Firstly, the process which resulted in the declaration came about due to the government’s belief in antisemitic conspiracy theories. The government believed that Jewish world opinion and ‘Jewish finance’ could help them win the war; stop what they perceived as Jewish support for Germany and for the Russian Revolution (which led Russia to withdraw from the war); and convince the United States to enter the war on the allied side. This belief was not well founded; Jews certainly didn’t have the power to make any of things happen, but certain Zionist activists were not above using such beliefs to advance their cause, giving the impression that they did in fact hold such power. Secondly, there was a longstanding desire to reduce Eastern European Jewish immigration into Britain. This had been the motivation for passing the Aliens Act of 1905, a piece of structurally antisemitic legislation, passed while Balfour was Prime Minister. Zionist leaders such as Herzl had promoted various settlement schemes (such as to El Arish, in the Sinai desert, and to British East Africa) as means to reduce the Jewish immigrant population of Britain. The commonality between Zionists and antisemites in the period is illustrated by the antisemitic group The Britons who, in 1920, declared themselves ‘convinced Zionists’ who while ‘out to secure Britain for Britons’ were ‘no less out to secure Zion for Jews’, seeing possible schemes in ‘Palestine, Madagascar or Australia’ as ways for Britain to decrease its Jewish population. Thirdly, Zionism acted as a justification for countries not to fully emancipate, or to de-emancipate Jews, as it allowed them to say that Jews would rather find their fulfilment in a separate nation. As Montagu wrote:
when the Jew has a national home, surely it follows that the impetus to deprive us of the rights of British citizenship must be enormously increased. Palestine will become the world’s ghetto. Why should the Russian give the Jew equal rights? His national home is in Palestine. Why does Lord Rothschild attach so much importance to the difference between British and foreign Jews? All Jews will be foreign Jews, inhabitants of the great country of Palestine.

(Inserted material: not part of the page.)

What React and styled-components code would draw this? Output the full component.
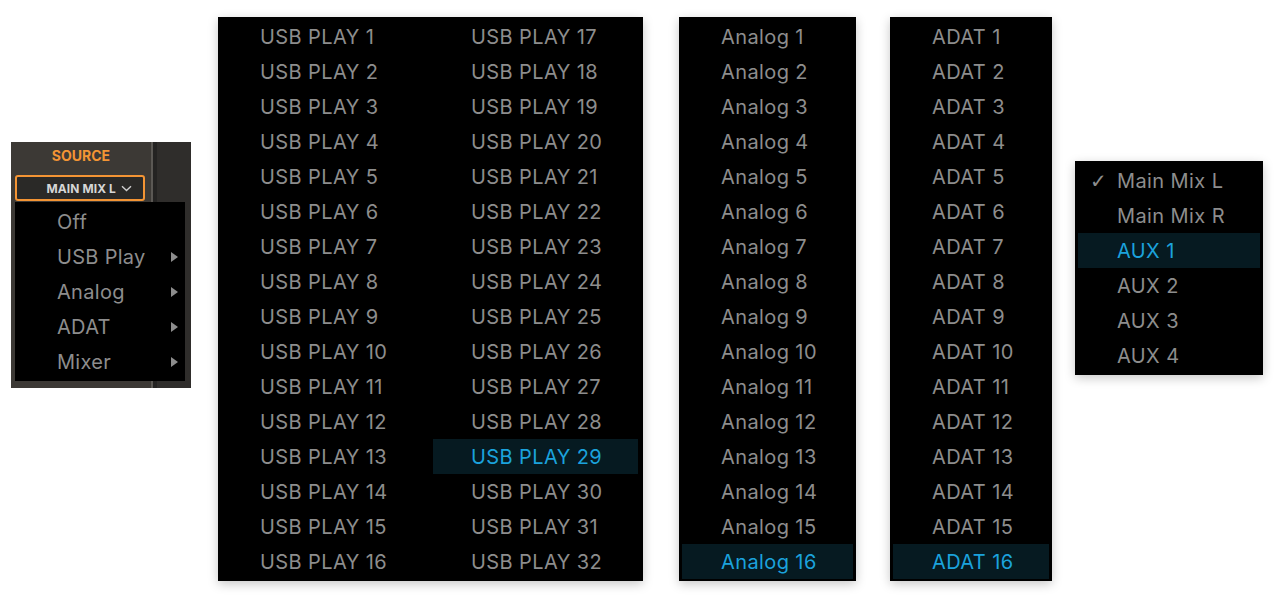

A final way in which the Balfour Declaration can be seen as antisemitic is in the way in rejected the entreaties of assimilationists (integrationists would be a more neutral term) like Montagu to be fully British. Ministers such as Balfour, Asquith and Lloyd George rejected the idea that Jews could be fully ‘of Britian’, seeing them as essentially Asiatic or semitic, and believing they were more loyal to each other than to Britain. They thus found Zionist race-thinking far more palatable and convincing than Montagu’s anglicised Judaism, as the latter would have implicitly required Britain to grant full equality and consider the British metropole as a multi-faith, multi-racial country. To use a contemporary term, it would have required it to be a state of all its citizens. Montagu wrote proudly that ‘More and more we [Jews] are educated in public schools and at the Universities, and take our part in the politics, in the Army, in the Civil Service, of our country’, but many non-Jewish ministers were not so sanguine about those developments, and preferred to advocate a future in which Jewish nationalism could allow English institutions to retain their racial and religious exclusivity. They preferred to consider British Jews as potential citizens of the new Jewish national home than ladies and gentlemen of the Mosaic persuasion.
Inevitably, Montagu lost. On 2nd November 1917, while Montagu was in India, Arthur Balfour sent his historic letter to Lord Rothschild, promising the Government’s support for ‘the establishment in Palestine of a national home for the Jewish people’ (an earlier draft had said ‘Jewish race’. Two additional clauses had been added to assuage the concerns Montagu had raised, with the text stating that ‘nothing shall be done which may prejudice the civil and religious rights of existing non-Jewish communities in Palestine, or the rights and political status enjoyed by Jews in any other country.’ As we know, the first promise was not kept. The rights of Palestinian Arabs were very much prejudiced by the process of Zionist settlement, which could not have proceeded without British colonial patronage. I wonder if the second promise was kept either. While the existence of the state of Israel has certainly made Zionism far more popular amongst Jews than it was in Edwin Montagu’s day, many antisemitic incidents have their roots in misplaced responses to Israel’s behaviour, and by the dangerous tendency to conflate Israel and the Jewish diaspora. It’s often said that the existence of Israel has kept Jews safe; I would suggest that it has often put us in danger.
I don’t wish to derive simplistic lessons from this historic portrait. Of course, Montagu was a figure of his time, an eccentric character, a liberal imperialist (albeit a reformer). But I hope his story can will help disturb the common assumption that it is only anti-Zionists who are suspected of antisemitism and Zionists who are free from it. The tendency for those who do not want many Jews in their own country to simultaneously offer support to Zionism is not a new one. And the creation of a fully pluralist societies, in which all religious and ethnic group have an equal stake in the state, remains an unfinished project in countries like Britain. It has been the desire to keep countries like Britain religiously and ethnically homogenous (without Jews and other minorities) that has resulted in the disastrous forms of ethno-nationalism that we’ve seen in countries like Israel. If we want to deal with the consequences of settler colonialism over there, we might have to consider the British antisemitism at home which helped cause it.